"Avatar" director Cameron in bid to bring 3D to TV
LOS ANGELES (Reuters) - "Avatar" director James Cameron is expanding his 3D vision to the small screen.
The technologically minded filmmaker has teamed up with "Avatar" cameraman Vince Pace to form a new venture aimed at driving the widespread adoption of 3D technology in episodic television, sports and advertising.
They said they wanted to "realize 3D's full potential as a creative and powerful storytelling and live broadcast medium."
Cameron predicted 3D would become a major player in television programing within five years.
"3D is just how all broadcast entertainment will be done. Sports, episodic drama, scripted and unscripted -- we haven't seen anything yet that doesn't have a great degree of value added by being in 3D," the Canadian director told Reuters.
Sales of 3D TV sets have yet to take-off despite big investments by manufacturers like Sony Corp and Mitsubishi Electric Corp and others.
According to a separate report on Monday from NPD Group, consumer awareness of 3D televisions jumped to 36 percent in February 2011 from 28 percent last September.
High prices and the need to wear special 3D glasses are seen as the biggest barriers for consumers.
But Cameron said the development of lighter, less expensive 3D glasses would overcome much of the resistance.
He said the fledgling 3D television industry was caught in a chicken-and-egg situation similar to the movie industry six years ago when theater operators and filmmakers argued there were not enough films, or 3D theaters to justify a change.

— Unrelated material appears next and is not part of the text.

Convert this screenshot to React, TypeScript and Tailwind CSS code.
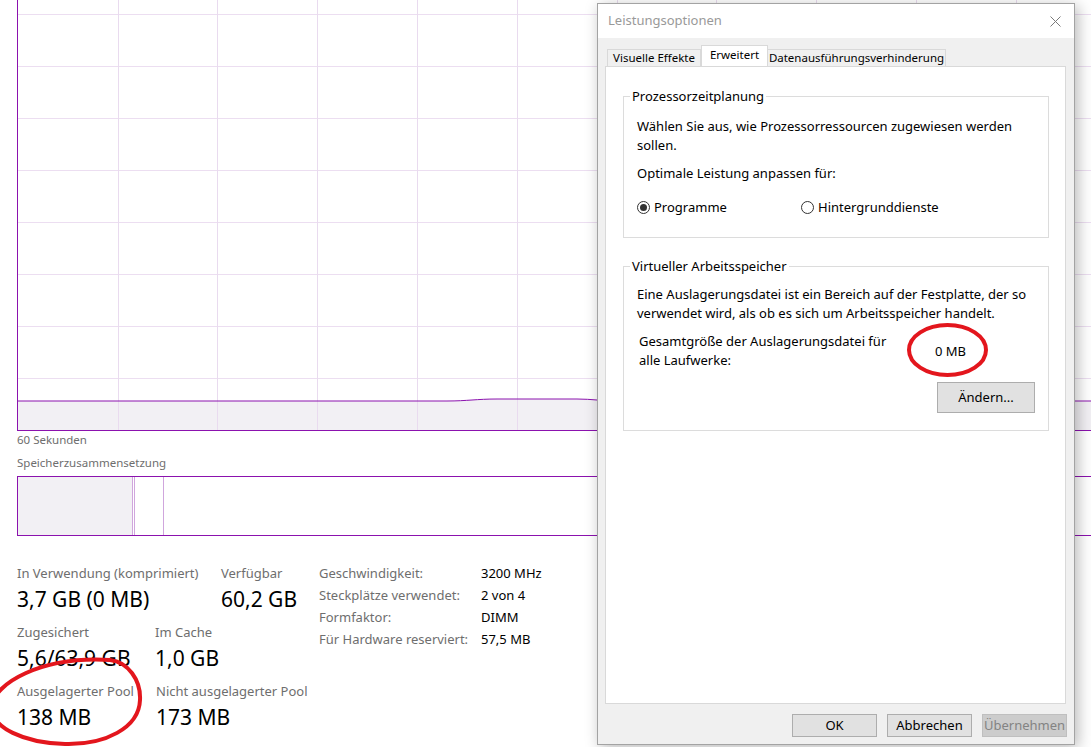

"We overcame that hurdle because we were getting constant positive feedback from the audience, and we are seeing the same thing in the broadcast model. Everything has been moving at two or three times the pace than we would have predicted a few years ago," Cameron said.
The duo's Burbank, Calif.-based venture, Cameron-Pace Group, plans to develop a new generation of camera systems, services and creative tools. But their mission, Cameron said, is also about "proselytizing to get people to change their perception about 3D, not just the perception of the cost but their perception of the best business model."
Pace said one of the aims was to bring 3D production costs down to an acceptable level for television budgets. That means training TV makers how to shoot programs in 3D and extract a 2D feed, rather than having two production crews make separate and expensive 2D and 3D versions of the same film or show.
"I think that is a challenge for us -- to demonstrate that a well-done 2D product that is successful can easily, easily translate into a 3D revenue stream," Pace told Reuters.
The 3D technology so far developed by Cameron and Pace has helped bring in $4.7 billion in box office receipts and been used in sports and concert productions worldwide. These include "Avatar" -- which grossed a record $2.7 billion at the worldwide box office -- "Tron: Legacy" and a U2 concert film.
Their venture was unveiled at the National Association of Broadcasters conference in Las Vegas.